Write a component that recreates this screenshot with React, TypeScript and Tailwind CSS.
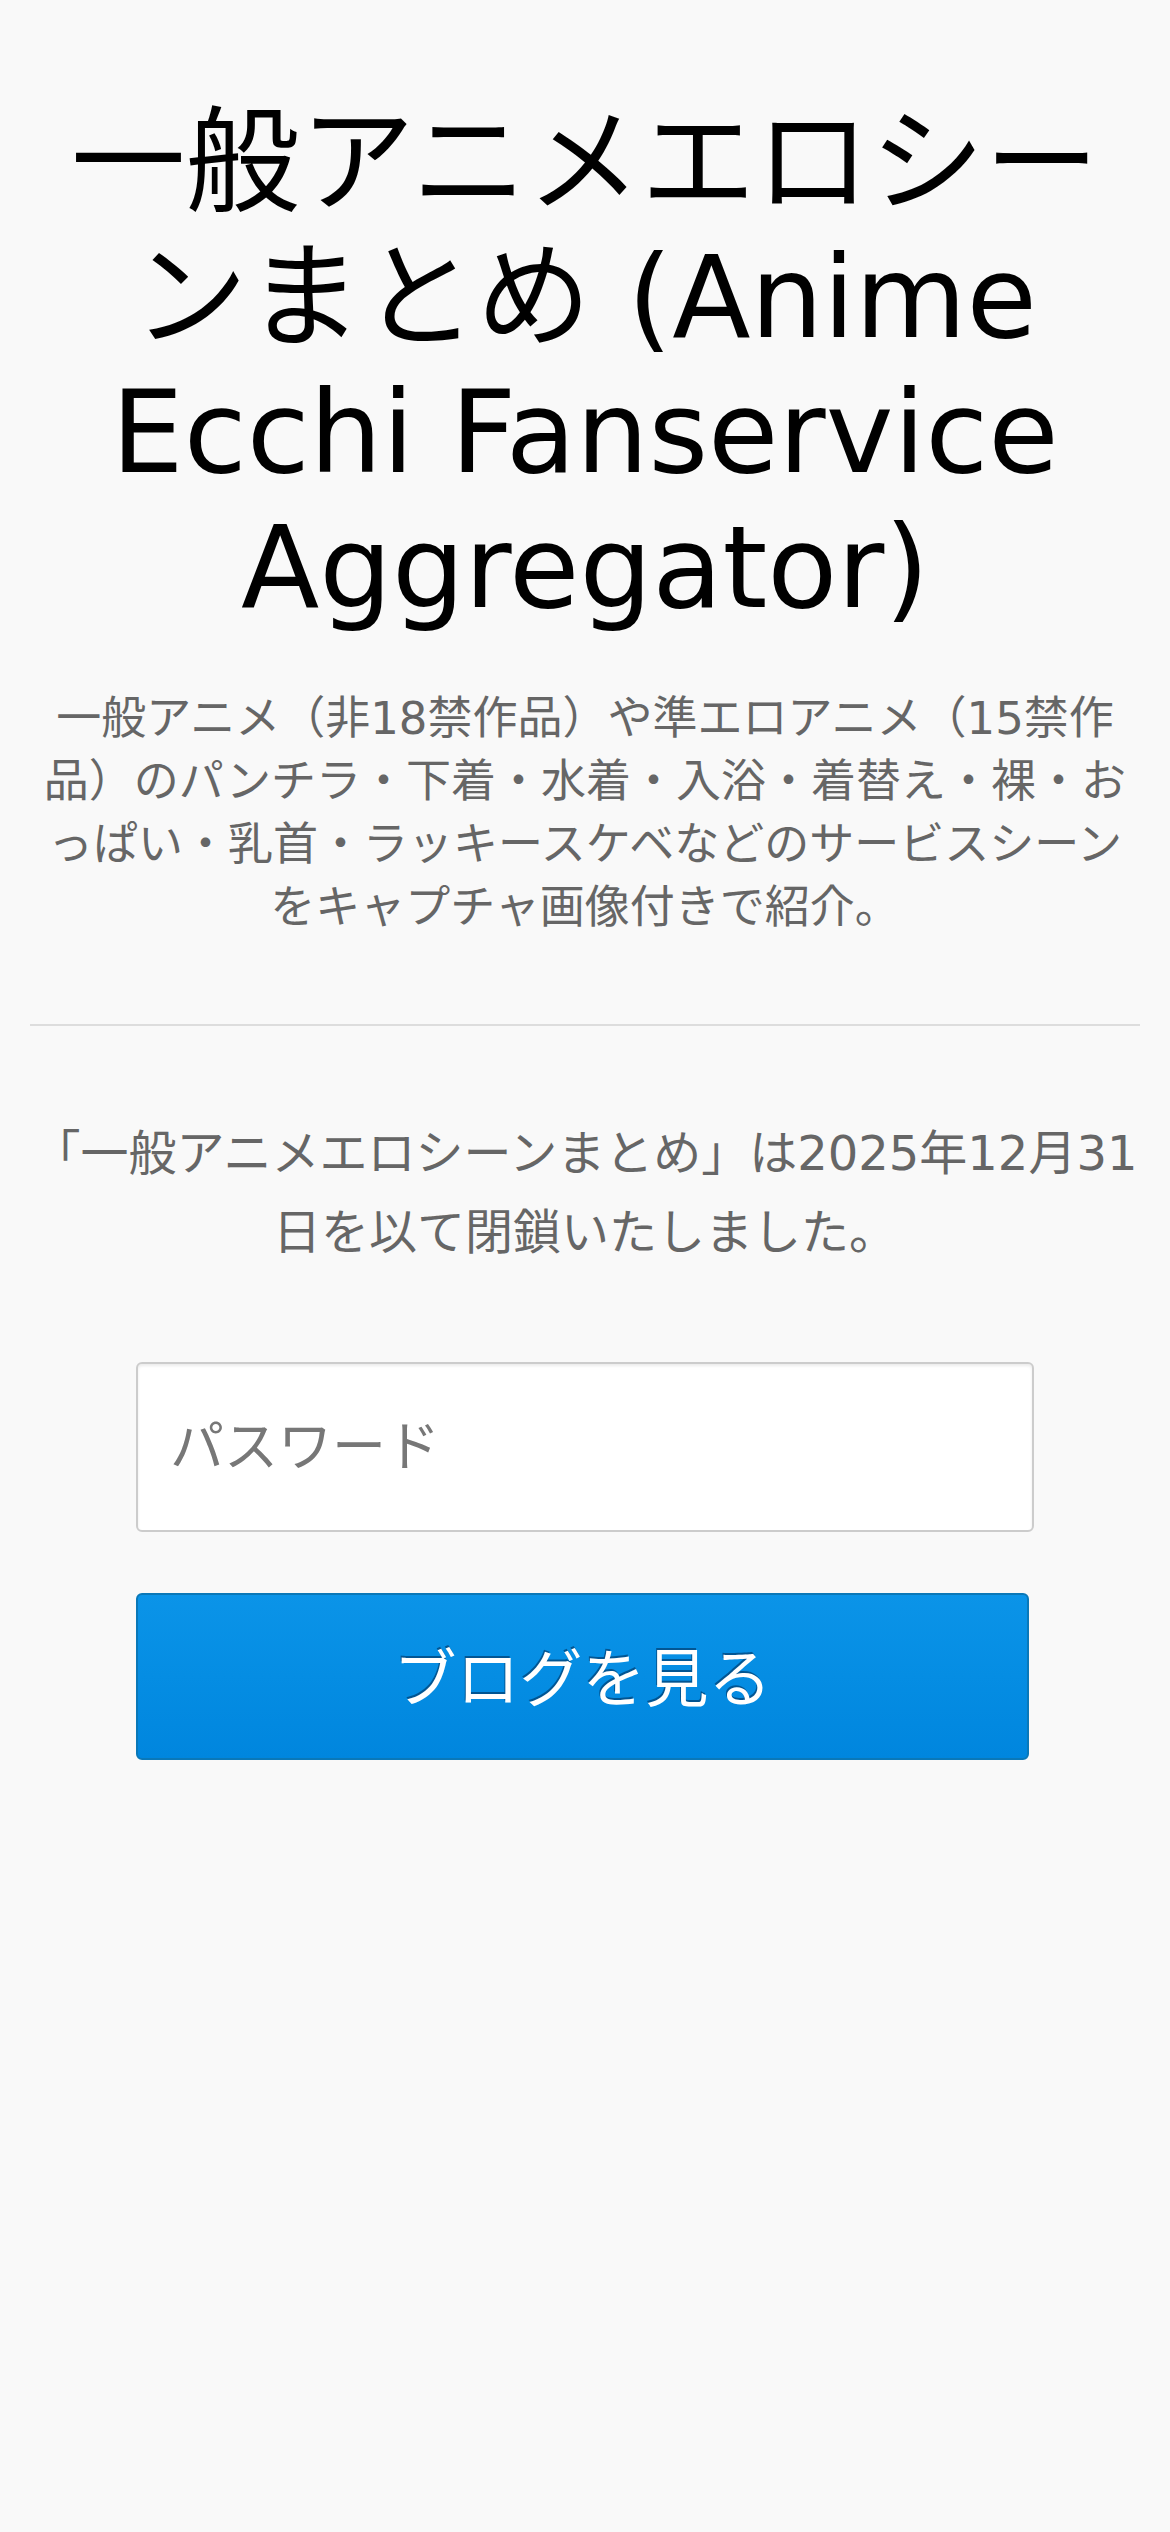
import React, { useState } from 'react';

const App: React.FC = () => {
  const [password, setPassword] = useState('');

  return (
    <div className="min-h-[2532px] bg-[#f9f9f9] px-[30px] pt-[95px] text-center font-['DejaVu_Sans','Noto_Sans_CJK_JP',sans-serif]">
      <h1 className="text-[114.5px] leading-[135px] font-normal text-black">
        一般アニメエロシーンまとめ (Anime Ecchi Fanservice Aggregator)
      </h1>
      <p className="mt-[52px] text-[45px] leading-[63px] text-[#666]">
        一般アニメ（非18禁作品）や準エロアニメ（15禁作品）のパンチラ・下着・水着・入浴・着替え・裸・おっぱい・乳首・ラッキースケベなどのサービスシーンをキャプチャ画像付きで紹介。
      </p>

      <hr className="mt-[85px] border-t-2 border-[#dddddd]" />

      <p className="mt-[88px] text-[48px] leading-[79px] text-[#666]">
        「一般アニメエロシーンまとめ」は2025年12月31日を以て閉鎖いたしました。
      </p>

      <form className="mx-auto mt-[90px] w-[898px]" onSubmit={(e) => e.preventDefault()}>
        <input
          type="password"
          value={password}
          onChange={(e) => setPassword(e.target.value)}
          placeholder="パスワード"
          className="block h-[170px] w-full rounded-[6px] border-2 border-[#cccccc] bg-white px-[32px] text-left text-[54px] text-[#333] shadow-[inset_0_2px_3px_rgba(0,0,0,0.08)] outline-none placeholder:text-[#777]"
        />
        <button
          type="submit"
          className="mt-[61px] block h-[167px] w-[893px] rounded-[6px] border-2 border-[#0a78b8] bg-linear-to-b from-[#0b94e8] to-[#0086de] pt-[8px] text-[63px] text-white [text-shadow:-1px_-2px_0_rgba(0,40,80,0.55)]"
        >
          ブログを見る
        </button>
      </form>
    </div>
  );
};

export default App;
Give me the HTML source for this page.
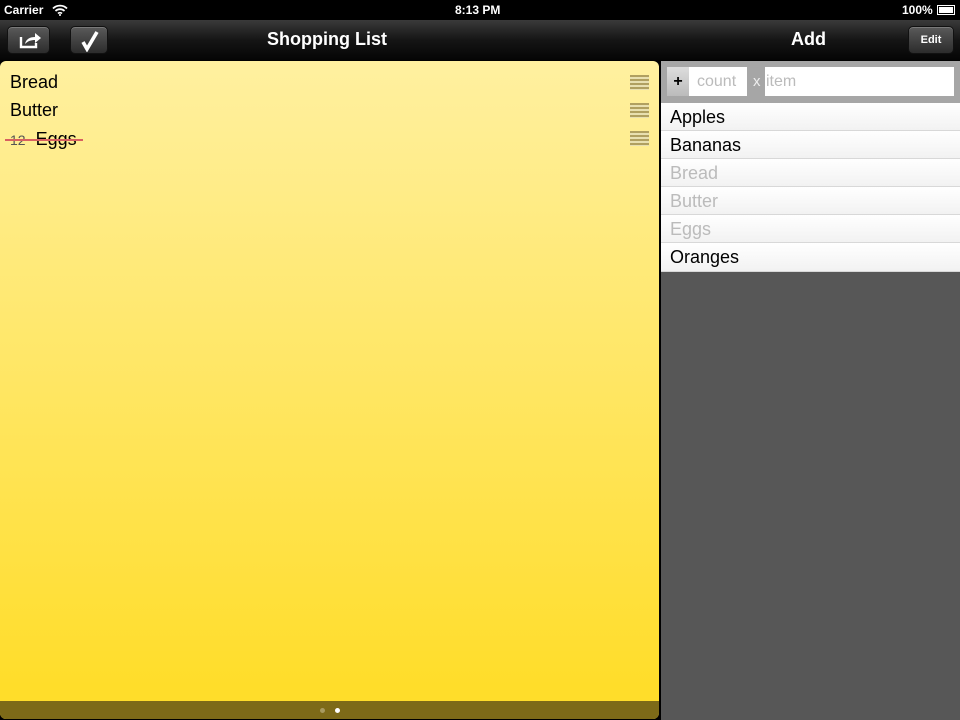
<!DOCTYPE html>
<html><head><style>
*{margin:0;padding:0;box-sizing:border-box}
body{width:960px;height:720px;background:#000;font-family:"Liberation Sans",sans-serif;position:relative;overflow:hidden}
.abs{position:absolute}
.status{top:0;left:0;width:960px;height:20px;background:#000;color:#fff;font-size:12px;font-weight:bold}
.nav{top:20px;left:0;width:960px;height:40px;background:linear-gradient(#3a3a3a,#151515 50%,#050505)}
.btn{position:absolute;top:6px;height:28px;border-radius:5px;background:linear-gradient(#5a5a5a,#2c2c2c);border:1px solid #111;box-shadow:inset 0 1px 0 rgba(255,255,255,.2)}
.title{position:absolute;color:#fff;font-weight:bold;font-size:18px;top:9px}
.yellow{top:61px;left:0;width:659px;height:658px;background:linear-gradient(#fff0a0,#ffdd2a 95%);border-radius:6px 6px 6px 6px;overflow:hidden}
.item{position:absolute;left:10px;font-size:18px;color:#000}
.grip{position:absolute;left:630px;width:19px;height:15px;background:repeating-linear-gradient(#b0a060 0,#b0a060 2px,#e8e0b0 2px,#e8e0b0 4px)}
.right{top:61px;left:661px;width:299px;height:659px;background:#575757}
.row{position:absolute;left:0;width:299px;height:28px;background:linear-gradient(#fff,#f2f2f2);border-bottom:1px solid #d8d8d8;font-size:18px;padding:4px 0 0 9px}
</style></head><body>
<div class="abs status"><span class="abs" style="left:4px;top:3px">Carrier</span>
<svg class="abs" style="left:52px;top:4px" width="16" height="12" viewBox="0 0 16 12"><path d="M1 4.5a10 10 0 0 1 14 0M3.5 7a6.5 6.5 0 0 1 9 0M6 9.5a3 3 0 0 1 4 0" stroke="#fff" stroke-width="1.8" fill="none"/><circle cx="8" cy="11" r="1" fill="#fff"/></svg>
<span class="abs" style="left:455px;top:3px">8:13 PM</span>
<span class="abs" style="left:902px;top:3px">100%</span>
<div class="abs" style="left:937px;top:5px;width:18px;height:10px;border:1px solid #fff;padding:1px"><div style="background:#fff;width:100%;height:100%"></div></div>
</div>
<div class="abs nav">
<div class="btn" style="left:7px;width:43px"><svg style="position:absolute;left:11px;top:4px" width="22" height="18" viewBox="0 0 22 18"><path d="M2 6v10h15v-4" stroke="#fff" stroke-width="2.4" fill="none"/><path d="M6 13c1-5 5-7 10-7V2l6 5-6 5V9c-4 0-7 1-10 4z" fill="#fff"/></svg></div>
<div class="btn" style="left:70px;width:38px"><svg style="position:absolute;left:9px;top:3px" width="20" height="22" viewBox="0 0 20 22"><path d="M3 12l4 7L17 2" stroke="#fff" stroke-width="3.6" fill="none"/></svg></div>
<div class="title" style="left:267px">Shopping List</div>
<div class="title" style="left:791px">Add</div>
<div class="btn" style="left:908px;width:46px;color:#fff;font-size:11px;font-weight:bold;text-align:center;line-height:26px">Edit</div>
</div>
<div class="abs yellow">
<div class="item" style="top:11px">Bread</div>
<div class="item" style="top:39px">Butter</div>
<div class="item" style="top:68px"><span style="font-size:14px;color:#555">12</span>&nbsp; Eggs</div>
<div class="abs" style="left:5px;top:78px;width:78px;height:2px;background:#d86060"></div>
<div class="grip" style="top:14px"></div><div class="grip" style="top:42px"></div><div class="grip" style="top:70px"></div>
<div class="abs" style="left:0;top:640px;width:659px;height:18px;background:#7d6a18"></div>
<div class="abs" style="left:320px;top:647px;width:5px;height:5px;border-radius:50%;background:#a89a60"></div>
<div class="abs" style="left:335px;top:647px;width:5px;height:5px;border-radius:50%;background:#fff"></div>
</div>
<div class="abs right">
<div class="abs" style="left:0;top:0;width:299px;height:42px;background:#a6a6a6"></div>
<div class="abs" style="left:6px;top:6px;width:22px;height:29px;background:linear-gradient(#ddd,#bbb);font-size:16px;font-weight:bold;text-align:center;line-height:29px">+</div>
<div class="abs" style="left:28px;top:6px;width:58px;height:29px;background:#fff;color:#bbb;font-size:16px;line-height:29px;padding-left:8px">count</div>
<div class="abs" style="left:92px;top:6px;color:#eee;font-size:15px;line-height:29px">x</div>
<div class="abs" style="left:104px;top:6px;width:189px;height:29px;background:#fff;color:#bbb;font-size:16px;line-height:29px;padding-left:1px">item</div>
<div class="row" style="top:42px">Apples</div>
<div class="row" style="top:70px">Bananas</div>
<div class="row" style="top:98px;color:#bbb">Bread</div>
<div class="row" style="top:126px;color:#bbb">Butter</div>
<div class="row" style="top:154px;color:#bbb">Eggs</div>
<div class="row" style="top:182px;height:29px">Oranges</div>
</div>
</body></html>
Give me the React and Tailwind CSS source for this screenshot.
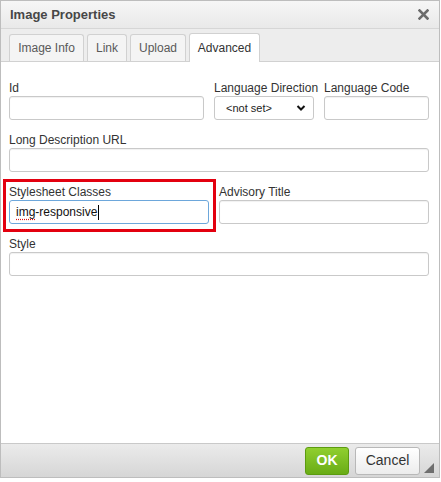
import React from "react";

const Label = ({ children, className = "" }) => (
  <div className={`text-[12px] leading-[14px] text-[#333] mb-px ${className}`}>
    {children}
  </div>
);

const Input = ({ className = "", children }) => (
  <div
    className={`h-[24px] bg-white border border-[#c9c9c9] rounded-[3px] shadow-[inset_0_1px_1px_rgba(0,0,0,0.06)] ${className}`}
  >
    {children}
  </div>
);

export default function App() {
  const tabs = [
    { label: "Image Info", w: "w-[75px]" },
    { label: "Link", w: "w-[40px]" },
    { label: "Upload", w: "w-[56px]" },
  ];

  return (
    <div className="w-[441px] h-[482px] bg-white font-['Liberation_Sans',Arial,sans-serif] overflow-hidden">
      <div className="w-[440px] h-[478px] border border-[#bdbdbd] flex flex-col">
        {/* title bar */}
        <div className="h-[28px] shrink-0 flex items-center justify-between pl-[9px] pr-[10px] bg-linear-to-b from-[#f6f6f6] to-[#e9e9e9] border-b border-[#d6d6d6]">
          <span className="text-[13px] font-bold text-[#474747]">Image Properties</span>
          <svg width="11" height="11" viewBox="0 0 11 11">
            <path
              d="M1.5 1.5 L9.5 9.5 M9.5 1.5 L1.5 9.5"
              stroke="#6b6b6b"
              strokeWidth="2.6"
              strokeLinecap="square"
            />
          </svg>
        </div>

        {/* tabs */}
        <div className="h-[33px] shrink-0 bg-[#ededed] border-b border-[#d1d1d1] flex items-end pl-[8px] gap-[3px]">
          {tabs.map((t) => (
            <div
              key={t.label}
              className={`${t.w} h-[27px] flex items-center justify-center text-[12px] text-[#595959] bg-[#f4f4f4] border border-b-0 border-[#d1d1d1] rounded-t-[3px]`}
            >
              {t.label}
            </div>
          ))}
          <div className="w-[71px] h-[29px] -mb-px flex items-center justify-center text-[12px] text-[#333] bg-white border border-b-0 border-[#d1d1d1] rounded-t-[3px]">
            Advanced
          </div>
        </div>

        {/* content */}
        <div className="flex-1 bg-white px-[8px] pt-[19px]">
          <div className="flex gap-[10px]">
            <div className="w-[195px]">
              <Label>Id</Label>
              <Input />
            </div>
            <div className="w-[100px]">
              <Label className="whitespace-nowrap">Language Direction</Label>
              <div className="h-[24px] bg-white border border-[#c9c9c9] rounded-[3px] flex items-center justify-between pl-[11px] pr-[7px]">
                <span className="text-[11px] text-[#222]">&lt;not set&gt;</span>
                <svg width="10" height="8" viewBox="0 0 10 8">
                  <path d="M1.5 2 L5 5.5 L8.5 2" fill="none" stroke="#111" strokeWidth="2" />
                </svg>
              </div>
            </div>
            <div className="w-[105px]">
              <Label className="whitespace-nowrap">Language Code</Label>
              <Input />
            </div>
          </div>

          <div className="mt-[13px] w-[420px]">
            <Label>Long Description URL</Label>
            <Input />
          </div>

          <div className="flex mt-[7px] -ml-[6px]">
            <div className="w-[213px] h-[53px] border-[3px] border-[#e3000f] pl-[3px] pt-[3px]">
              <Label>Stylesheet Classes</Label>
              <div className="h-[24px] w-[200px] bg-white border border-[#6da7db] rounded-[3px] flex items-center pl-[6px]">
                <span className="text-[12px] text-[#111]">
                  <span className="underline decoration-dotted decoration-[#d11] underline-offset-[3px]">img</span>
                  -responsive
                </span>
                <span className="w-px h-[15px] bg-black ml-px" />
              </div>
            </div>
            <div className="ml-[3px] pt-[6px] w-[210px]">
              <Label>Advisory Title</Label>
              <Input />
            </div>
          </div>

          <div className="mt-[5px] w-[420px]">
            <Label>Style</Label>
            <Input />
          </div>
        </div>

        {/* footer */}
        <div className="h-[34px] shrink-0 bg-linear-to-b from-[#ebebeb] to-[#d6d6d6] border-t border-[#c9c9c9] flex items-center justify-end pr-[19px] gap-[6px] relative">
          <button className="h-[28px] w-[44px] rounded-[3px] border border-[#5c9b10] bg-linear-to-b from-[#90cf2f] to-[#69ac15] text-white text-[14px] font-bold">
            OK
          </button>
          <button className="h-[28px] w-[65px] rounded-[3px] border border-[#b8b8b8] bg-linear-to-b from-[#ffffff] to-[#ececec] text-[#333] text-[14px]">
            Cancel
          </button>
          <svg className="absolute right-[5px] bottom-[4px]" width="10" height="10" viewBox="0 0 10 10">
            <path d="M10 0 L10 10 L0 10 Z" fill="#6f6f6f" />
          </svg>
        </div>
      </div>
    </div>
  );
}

▶ GIVEN REQUEST: The lines from the top of the data above through the one holding "const [password, setPassword]" are to be repeated exactly, and only those, with no pictures.

▶ WRITTEN ANSWER:
Write a component that recreates this screenshot with React, TypeScript and Tailwind CSS.
import React, { useState } from 'react';

const App: React.FC = () => {
  const [password, setPassword] = useState('');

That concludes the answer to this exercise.